--- start ---
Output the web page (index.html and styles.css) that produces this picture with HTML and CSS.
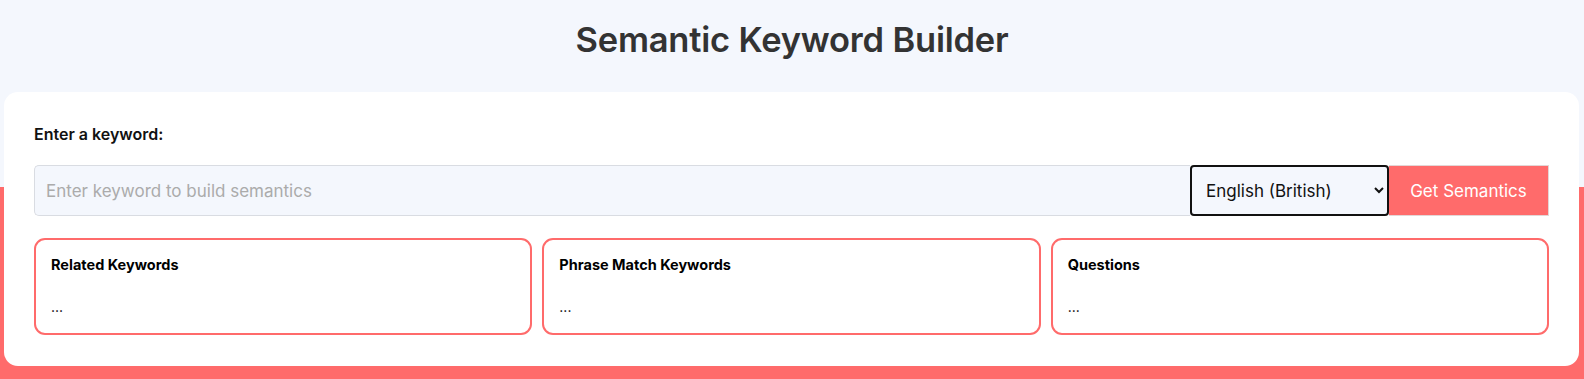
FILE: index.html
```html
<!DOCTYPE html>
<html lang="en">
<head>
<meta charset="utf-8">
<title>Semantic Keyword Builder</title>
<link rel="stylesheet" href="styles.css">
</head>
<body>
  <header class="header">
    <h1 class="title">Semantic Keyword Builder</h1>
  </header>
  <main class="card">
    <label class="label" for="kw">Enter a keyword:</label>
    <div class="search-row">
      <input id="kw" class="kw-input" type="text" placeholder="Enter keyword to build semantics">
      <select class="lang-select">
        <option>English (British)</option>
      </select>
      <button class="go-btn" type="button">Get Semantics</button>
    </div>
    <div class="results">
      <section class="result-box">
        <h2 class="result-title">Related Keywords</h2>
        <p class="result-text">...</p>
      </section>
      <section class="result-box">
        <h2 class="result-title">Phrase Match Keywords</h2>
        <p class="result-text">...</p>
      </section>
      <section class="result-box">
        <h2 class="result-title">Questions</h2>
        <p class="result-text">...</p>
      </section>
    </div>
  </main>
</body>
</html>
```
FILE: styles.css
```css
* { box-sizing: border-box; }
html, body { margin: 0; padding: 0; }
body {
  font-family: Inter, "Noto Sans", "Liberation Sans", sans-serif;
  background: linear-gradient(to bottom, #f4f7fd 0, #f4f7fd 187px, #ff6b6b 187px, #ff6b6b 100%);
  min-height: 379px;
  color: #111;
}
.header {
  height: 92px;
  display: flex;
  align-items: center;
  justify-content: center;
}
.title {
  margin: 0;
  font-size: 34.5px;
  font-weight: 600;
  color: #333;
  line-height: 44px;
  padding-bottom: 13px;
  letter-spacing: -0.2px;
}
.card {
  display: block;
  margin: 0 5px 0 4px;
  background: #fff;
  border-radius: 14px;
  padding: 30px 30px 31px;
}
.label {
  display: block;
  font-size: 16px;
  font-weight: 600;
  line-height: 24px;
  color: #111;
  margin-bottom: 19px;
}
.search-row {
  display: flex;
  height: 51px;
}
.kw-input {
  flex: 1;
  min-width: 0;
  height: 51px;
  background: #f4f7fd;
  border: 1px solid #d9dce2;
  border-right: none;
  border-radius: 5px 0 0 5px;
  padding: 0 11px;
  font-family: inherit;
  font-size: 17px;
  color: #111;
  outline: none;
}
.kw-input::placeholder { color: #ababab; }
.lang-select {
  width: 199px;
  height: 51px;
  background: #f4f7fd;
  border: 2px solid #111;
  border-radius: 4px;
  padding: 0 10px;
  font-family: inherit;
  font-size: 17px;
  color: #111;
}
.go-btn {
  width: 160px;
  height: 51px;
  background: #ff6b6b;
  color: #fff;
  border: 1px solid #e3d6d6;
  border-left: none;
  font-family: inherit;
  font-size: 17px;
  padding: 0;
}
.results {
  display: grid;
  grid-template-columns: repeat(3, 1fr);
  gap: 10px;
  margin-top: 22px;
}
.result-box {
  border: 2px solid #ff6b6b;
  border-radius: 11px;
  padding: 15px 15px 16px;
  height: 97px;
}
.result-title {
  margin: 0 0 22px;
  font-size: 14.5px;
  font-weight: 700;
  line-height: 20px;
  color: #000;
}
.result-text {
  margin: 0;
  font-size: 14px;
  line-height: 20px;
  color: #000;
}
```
--- end ---
→ **Exercise brief**: Send back the data above word for word, with the pictures left out.

→ **The response**:
Output the web page (index.html and styles.css) that produces this picture with HTML and CSS.
FILE: index.html
```html
<!DOCTYPE html>
<html lang="en">
<head>
<meta charset="utf-8">
<title>Semantic Keyword Builder</title>
<link rel="stylesheet" href="styles.css">
</head>
<body>
  <header class="header">
    <h1 class="title">Semantic Keyword Builder</h1>
  </header>
  <main class="card">
    <label class="label" for="kw">Enter a keyword:</label>
    <div class="search-row">
      <input id="kw" class="kw-input" type="text" placeholder="Enter keyword to build semantics">
      <select class="lang-select">
        <option>English (British)</option>
      </select>
      <button class="go-btn" type="button">Get Semantics</button>
    </div>
    <div class="results">
      <section class="result-box">
        <h2 class="result-title">Related Keywords</h2>
        <p class="result-text">...</p>
      </section>
      <section class="result-box">
        <h2 class="result-title">Phrase Match Keywords</h2>
        <p class="result-text">...</p>
      </section>
      <section class="result-box">
        <h2 class="result-title">Questions</h2>
        <p class="result-text">...</p>
      </section>
    </div>
  </main>
</body>
</html>
```
FILE: styles.css
```css
* { box-sizing: border-box; }
html, body { margin: 0; padding: 0; }
body {
  font-family: Inter, "Noto Sans", "Liberation Sans", sans-serif;
  background: linear-gradient(to bottom, #f4f7fd 0, #f4f7fd 187px, #ff6b6b 187px, #ff6b6b 100%);
  min-height: 379px;
  color: #111;
}
.header {
  height: 92px;
  display: flex;
  align-items: center;
  justify-content: center;
}
.title {
  margin: 0;
  font-size: 34.5px;
  font-weight: 600;
  color: #333;
  line-height: 44px;
  padding-bottom: 13px;
  letter-spacing: -0.2px;
}
.card {
  display: block;
  margin: 0 5px 0 4px;
  background: #fff;
  border-radius: 14px;
  padding: 30px 30px 31px;
}
.label {
  display: block;
  font-size: 16px;
  font-weight: 600;
  line-height: 24px;
  color: #111;
  margin-bottom: 19px;
}
.search-row {
  display: flex;
  height: 51px;
}
.kw-input {
  flex: 1;
  min-width: 0;
  height: 51px;
  background: #f4f7fd;
  border: 1px solid #d9dce2;
  border-right: none;
  border-radius: 5px 0 0 5px;
  padding: 0 11px;
  font-family: inherit;
  font-size: 17px;
  color: #111;
  outline: none;
}
.kw-input::placeholder { color: #ababab; }
.lang-select {
  width: 199px;
  height: 51px;
  background: #f4f7fd;
  border: 2px solid #111;
  border-radius: 4px;
  padding: 0 10px;
  font-family: inherit;
  font-size: 17px;
  color: #111;
}
.go-btn {
  width: 160px;
  height: 51px;
  background: #ff6b6b;
  color: #fff;
  border: 1px solid #e3d6d6;
  border-left: none;
  font-family: inherit;
  font-size: 17px;
  padding: 0;
}
.results {
  display: grid;
  grid-template-columns: repeat(3, 1fr);
  gap: 10px;
  margin-top: 22px;
}
.result-box {
  border: 2px solid #ff6b6b;
  border-radius: 11px;
  padding: 15px 15px 16px;
  height: 97px;
}
.result-title {
  margin: 0 0 22px;
  font-size: 14.5px;
  font-weight: 700;
  line-height: 20px;
  color: #000;
}
.result-text {
  margin: 0;
  font-size: 14px;
  line-height: 20px;
  color: #000;
}
```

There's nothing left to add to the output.